What I noticed is that, consumer1 stops handling the messages, and consumer2 starts handling all the messages.
When I stop consumer2, then consumer1 took over and resumes message processing.
I was expecting both consumers should distribute the load.
Any clue where could be the problem? Thanks.
I am not sure what happens in your consumers exactly without some inspections on your Zookeeper cluster, but I can suspect one possible scenario that your producers may not evenly distribute messages to the partitions.

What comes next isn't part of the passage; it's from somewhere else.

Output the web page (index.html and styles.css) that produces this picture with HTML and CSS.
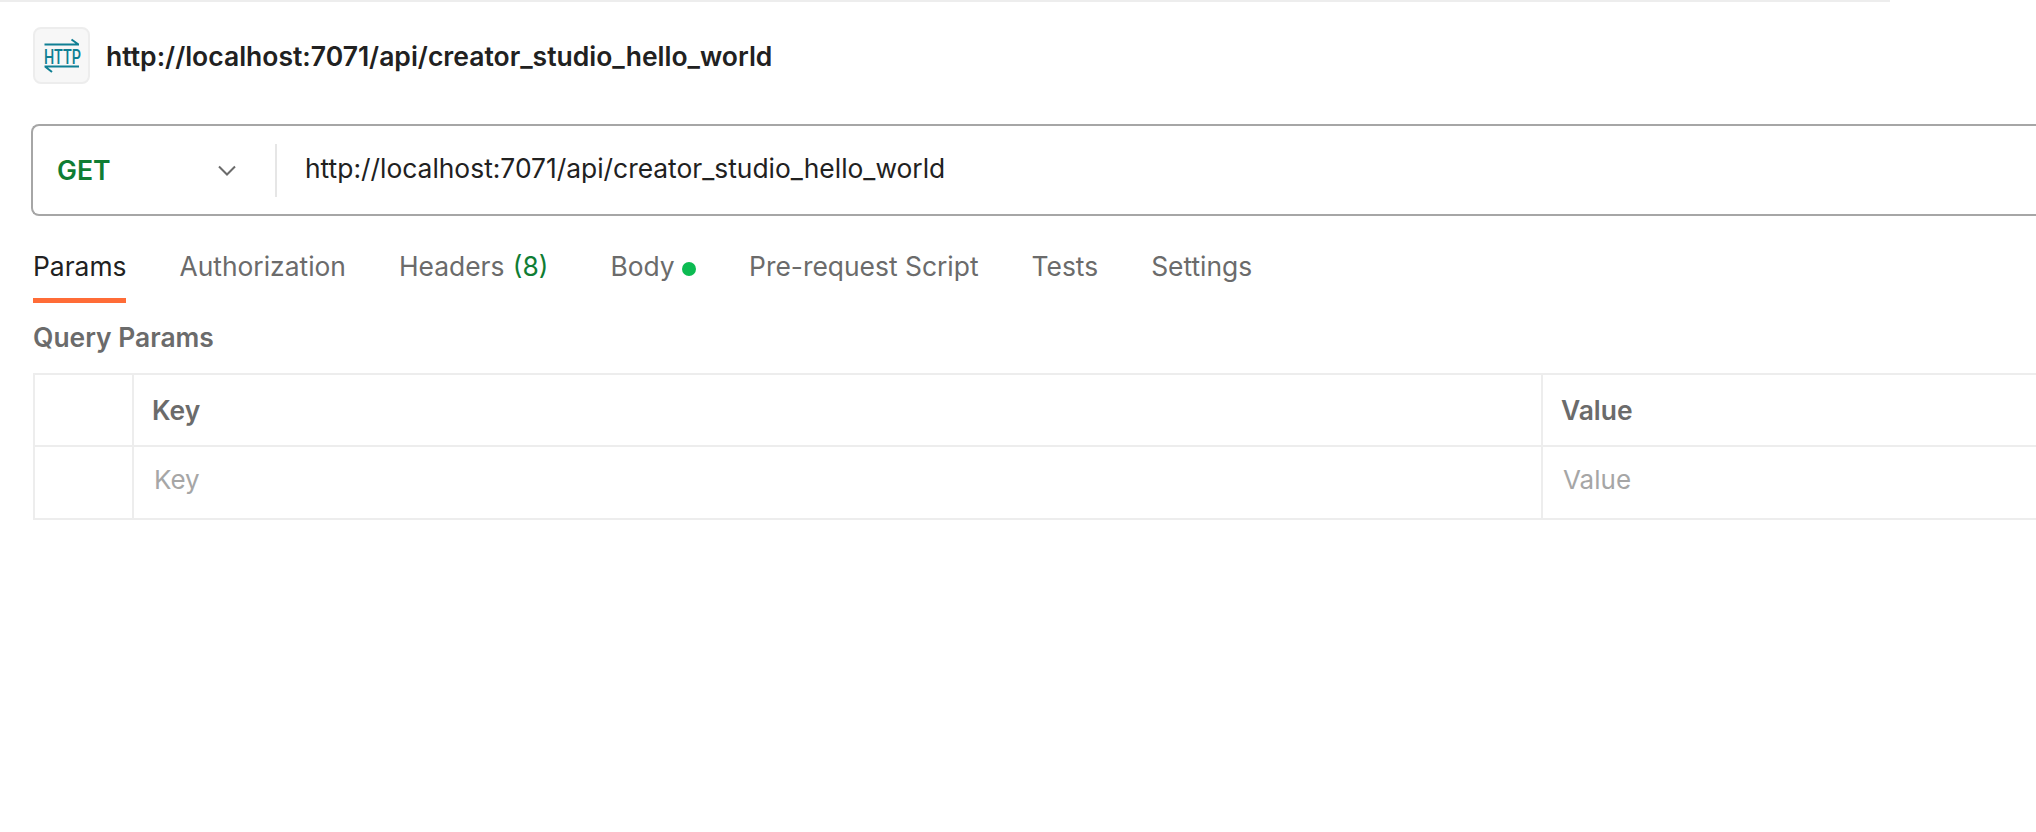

A partition is owned by a single consumer in a single consumer group. The owner consumer is called a
partition owner
, and all messages come in to a partition is exclusively consumed by its partition owner. (For more information, refer to Consumers in Kafka 0.8.1 documentation.Let us say there are three partitions A, B, C and two consumers 1 and 2, and the producers only send messages to the partition B.
When there is only consumer 1, all messages of the partition B are consumed by the consumer 1.
When you introduce consumer 2, now the partition B is assigned to the consumer 2 by a consumer rebalancing algorithm. Since your producers send messages only to the partition B, now the consumer 2 becomes the only consumer that consumes messages.
After you stop the consumer 2, the partition B is assigned to the consumer 1 again, and all messages are consumed by the consumer 1.
The above scenario is what I can think of. Check whether your producer implementation has a distribution problem.